What is a container?
Why Interviewers Ask This
Foundational questions like this help interviewers calibrate the rest of the interview. A confident, accurate answer signals that you have solid Docker basics — a prerequisite for any developer role.
Answer
A container is a lightweight, standalone, executable package that includes everything needed to run an application: code, runtime, system tools, libraries, and settings. Containers are instances of Docker images running as processes. Key characteristics: (1) Isolation: containers have their own filesystem, process space, network interfaces, and users — isolated from each other and the host, using Linux namespaces; (2) Lightweight: containers share the host OS kernel (unlike VMs which have their own OS kernel) — they start in seconds and use MB of memory instead of GB; (3) Portable: a container runs the same way on a developer's laptop, CI server, and production cloud; (4) Ephemeral: containers are designed to be stateless and disposable — stop, delete, and recreate without data loss (data lives in volumes); (5) Immutable: the container's filesystem (from the image) is read-only — any writes go to a writable layer.

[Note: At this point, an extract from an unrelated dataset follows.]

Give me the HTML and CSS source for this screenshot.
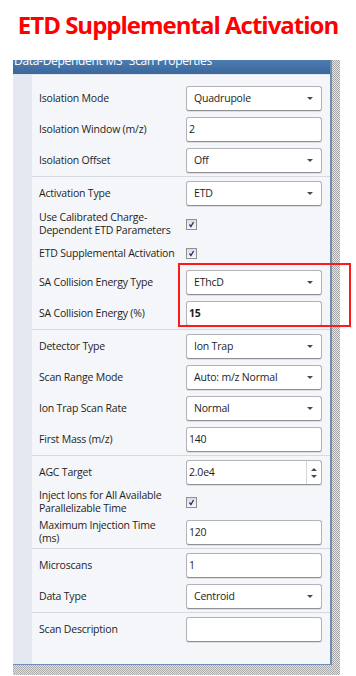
FILE: index.html
```html
<!DOCTYPE html>
<html lang="en">
<head>
    <meta charset="UTF-8" />
    <meta name="viewport" content="width=device-width, initial-scale=1.0"/>
    <title>ETD Supplemental Activation</title>
    <link rel="stylesheet" href="styles.css">
</head>
<body>
    <h1 class="title">ETD Supplemental Activation</h1>

    <div class="frame">
        <div class="panel">
            <div class="panel-head"><span>Data-Dependent MS² Scan Properties</span></div>
            <div class="panel-body">
                <div class="group">
                    <div class="row"><div class="label">Isolation Mode</div><div class="field select">Quadrupole</div></div>
                    <div class="row"><div class="label">Isolation Window (m/z)</div><div class="field text">2</div></div>
                    <div class="row"><div class="label">Isolation Offset</div><div class="field select">Off</div></div>
                </div>

                <div class="group">
                    <div class="row"><div class="label">Activation Type</div><div class="field select">ETD</div></div>
                    <div class="row check loose"><div class="label">Use Calibrated Charge-<br>Dependent ETD Parameters</div><div class="check-cell"><span class="checkbox"><svg viewBox="0 0 11 11"><polyline points="3,5.5 4.8,8 8,2.5" /></svg></span></div></div>
                    <div class="row check"><div class="label">ETD Supplemental Activation</div><div class="check-cell"><span class="checkbox"><svg viewBox="0 0 11 11"><polyline points="3,5.5 4.8,8 8,2.5" /></svg></span></div></div>
                    <div class="row"><div class="label">SA Collision Energy Type</div><div class="field select">EThcD</div></div>
                    <div class="row"><div class="label">SA Collision Energy (%)</div><div class="field text bold">15</div></div>
                </div>

                <div class="group">
                    <div class="row"><div class="label">Detector Type</div><div class="field select">Ion Trap</div></div>
                    <div class="row"><div class="label">Scan Range Mode</div><div class="field select">Auto: m/z Normal</div></div>
                    <div class="row"><div class="label">Ion Trap Scan Rate</div><div class="field select">Normal</div></div>
                    <div class="row"><div class="label">First Mass (m/z)</div><div class="field text">140</div></div>
                </div>

                <div class="group">
                    <div class="row"><div class="label">AGC Target</div><div class="field text spin">2.0e4<span class="spinner"><i class="up"></i><i class="down"></i></span></div></div>
                    <div class="row check"><div class="label">Inject Ions for All Available<br>Parallelizable Time</div><div class="check-cell"><span class="checkbox"><svg viewBox="0 0 11 11"><polyline points="3,5.5 4.8,8 8,2.5" /></svg></span></div></div>
                    <div class="row"><div class="label">Maximum Injection Time<br>(ms)</div><div class="field text">120</div></div>
                </div>

                <div class="group">
                    <div class="row"><div class="label">Microscans</div><div class="field text">1</div></div>
                    <div class="row"><div class="label">Data Type</div><div class="field select">Centroid</div></div>
                </div>

                <div class="group">
                    <div class="row"><div class="label">Scan Description</div><div class="field text"></div></div>
                </div>
            </div>
        </div>
        <div class="highlight"></div>
    </div>
</body>
</html>
```

FILE: styles.css
```css
body {
    margin: 0;
    padding: 0;
    background: #ffffff;
    font-family: "Open Sans", "Noto Sans", sans-serif;
}

.title {
    margin: 0 0 20px 0;
    padding-top: 10px;
    height: 30px;
    line-height: 30px;
    text-align: center;
    color: #ff0000;
    font-size: 24px;
    font-weight: bold;
    letter-spacing: -1px;
    white-space: nowrap;
}

/* panel + its hatched drop shadow */
.frame {
    position: relative;
    margin-left: 13px;
    width: 319px;
    padding: 0 8px 10px 0;
    background-color: #c4c4c4;
    background-image: repeating-conic-gradient(#a9a9a9 0 25%, #e2e2e2 0 50%);
    background-size: 2px 2px;
}

.panel {
    background: #f5f6f9;
    border-right: 2px solid #6f8db5;
    border-bottom: 1px solid #6f8db5;
}

.panel-head {
    height: 14px;
    overflow: hidden;
    background: linear-gradient(#4d7cb1, #3b679b);
    border-bottom: 1px solid #dfe5ee;
    color: #ffffff;
    font-size: 12px;
    line-height: 16px;
    letter-spacing: -0.3px;
    white-space: nowrap;
}

.panel-head span {
    display: block;
    margin-top: -7px;
    padding-left: 1px;
}

.panel-body {
    padding: 7px 0 19px 19px;
    background: linear-gradient(to right, #e4e8f0 19px, #f5f6f9 19px);
}

.group {
    padding-top: 1px;
}

.group + .group {
    border-top: 1px solid #d6d9e0;
}

.row {
    display: grid;
    grid-template-columns: 1fr 136px;
    align-items: center;
    padding: 3px 8px 3px 7px;
    font-size: 10.5px;
    letter-spacing: -0.2px;
    color: #1e1e1e;
}

.row.check {
    padding-top: 1px;
    padding-bottom: 1px;
}

.row.check.loose {
    padding-top: 2px;
    padding-bottom: 3px;
}

.label {
    line-height: 13px;
    white-space: nowrap;
}

.field {
    position: relative;
    height: 23px;
    line-height: 23px;
    background: #ffffff;
    border: 1px solid #b1b3b8;
    border-bottom-color: #8f9196;
    border-radius: 3px;
    box-shadow: 0 1px 0 #dcdde0;
    white-space: nowrap;
}

.field.select {
    padding-left: 7px;
}

.field.text {
    padding-left: 2px;
}

.field.bold {
    font-weight: bold;
}

.field.select::after {
    content: "";
    position: absolute;
    right: 8px;
    top: 10px;
    border-left: 3px solid transparent;
    border-right: 3px solid transparent;
    border-top: 3px solid #4a4a4a;
}

.spinner {
    position: absolute;
    top: 0;
    right: 0;
    width: 14px;
    height: 23px;
    border-left: 1px solid #d6d7da;
}

.spinner i {
    position: absolute;
    left: 4px;
    border-left: 3px solid transparent;
    border-right: 3px solid transparent;
}

.spinner .up {
    top: 7px;
    border-bottom: 3px solid #4a4a4a;
}

.spinner .down {
    top: 14px;
    border-top: 3px solid #4a4a4a;
}

.check-cell {
    height: 25px;
    display: flex;
    align-items: center;
}

.checkbox {
    display: block;
    width: 11px;
    height: 11px;
    box-sizing: border-box;
    border: 1px solid #8e8f8f;
    background: linear-gradient(#dcdde0, #f7f7f8);
}

.checkbox svg {
    display: block;
    width: 9px;
    height: 9px;
}

.checkbox polyline {
    fill: none;
    stroke: #1f2e75;
    stroke-width: 1.6;
}

.highlight {
    position: absolute;
    left: 165px;
    top: 203px;
    width: 169px;
    height: 60px;
    border: 2px solid #ff1a1a;
}
```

Containers vs. Virtual Machines: both provide isolation, but VMs virtualize hardware and run a full OS kernel (hundreds of MB to GB overhead, minutes to start); containers share the host kernel and are much more lightweight (MB, seconds to start).
Pro Tip
This topic has Docker-specific nuances that differ from general programming. Highlighting those nuances in your answer shows expertise rather than generic knowledge.